What makes you bullish about India?

In the kids' space everything is growing - the number of TV sets, the percentage of that population, and the advertising market. And as retail grows in India, the kids' retail will become a part of that business opportunity. We do not have an overnight plan to become huge in India. It is more of a long term development.

'Nick has been more like a shelf space holder over the last few years'
You have been in talks for long to sell programming blocks of Nick to other channels. Have you made any progress?

We are in number of conversations for block for Nick with various partners. There is no rush in these things. We want to make sure that we work out an arrangement with our partner that is a solid win-win situation for both of us in the long term.

As far as acquisition goes, what are the areas you are looking at?

We are interested in radio, print, production facilities and digital media - anything that would have a strategic fit with our vision. We are also interested in the local language TV channels, both for MTV as well as for Nick. We plan to have at least 2-3 acquisitions over the next three years. We are even open to joint ventures and not necessarily total buyouts.

Are you not pursuing the acquisition of Southern Spice (SS) Music?

We are not pursuing talks now. At the moment, it is on hold. But this does not necessarily mean that we will not open them up again.

Are you eyeing exploitation of content on mobile devices?

The next phase of our development is to launch digital new media business. The boom has already happened in Japan and Korea. It is happening right now in China and next up will be India for the digital boom of mobile content. We are probably in a better position than other companies to benefit from that boom as we have two brands in MTV and Nick that are targeted directly at the young consumers.

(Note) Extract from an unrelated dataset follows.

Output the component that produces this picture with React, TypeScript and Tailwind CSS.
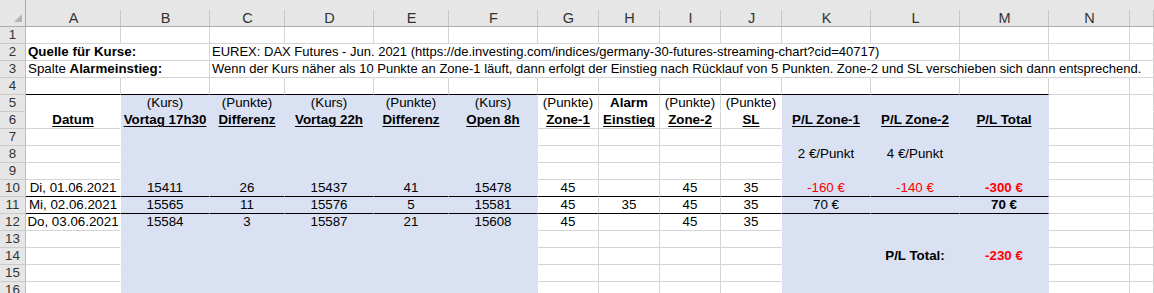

Do you still believe merchandising and licensing can become big in India?

The new business unit that we would be expanding into next is licensing and merchandising of consumer products. The way retail growth is taking place in India now, we see a fantastic growth opportunity in consumer products. Both for MTV and Nick these are big businesses overseas. A lot of consumer products will come out on the back of Nick. So as Nick grows and becomes stronger and successful, the consumer products opportunity around that will become huge. We will have a business head for each of our digital new media and consumer products businesses.

Will there be any organisational change to keep pace with such ambitious plans of the company?

We have been looking for a chief operating officer for long. And after the exit of Alex Kuruvilla, we are also looking for a chief executive officer. The COO will be responsible for day-to-day management, while the CEO would focus more on strategic development, new launches, acquisitions, joint ventures - more on scale development side of the business.

Do you think Vh1 has come late into the market?

We have had a very good start, though it is early days yet. Distribution has been good and advertisers will soon come on board.

Are you planning to get more channels in, particularly with direct-to-home (DTH) throwing up new opportunities?

We are looking at a lot of ideas, including some potential channels for DTH. We are eyeing the launch of new genres of channels. We would like to explore some original channels in India and then probably use it as a test case for launching in other markets.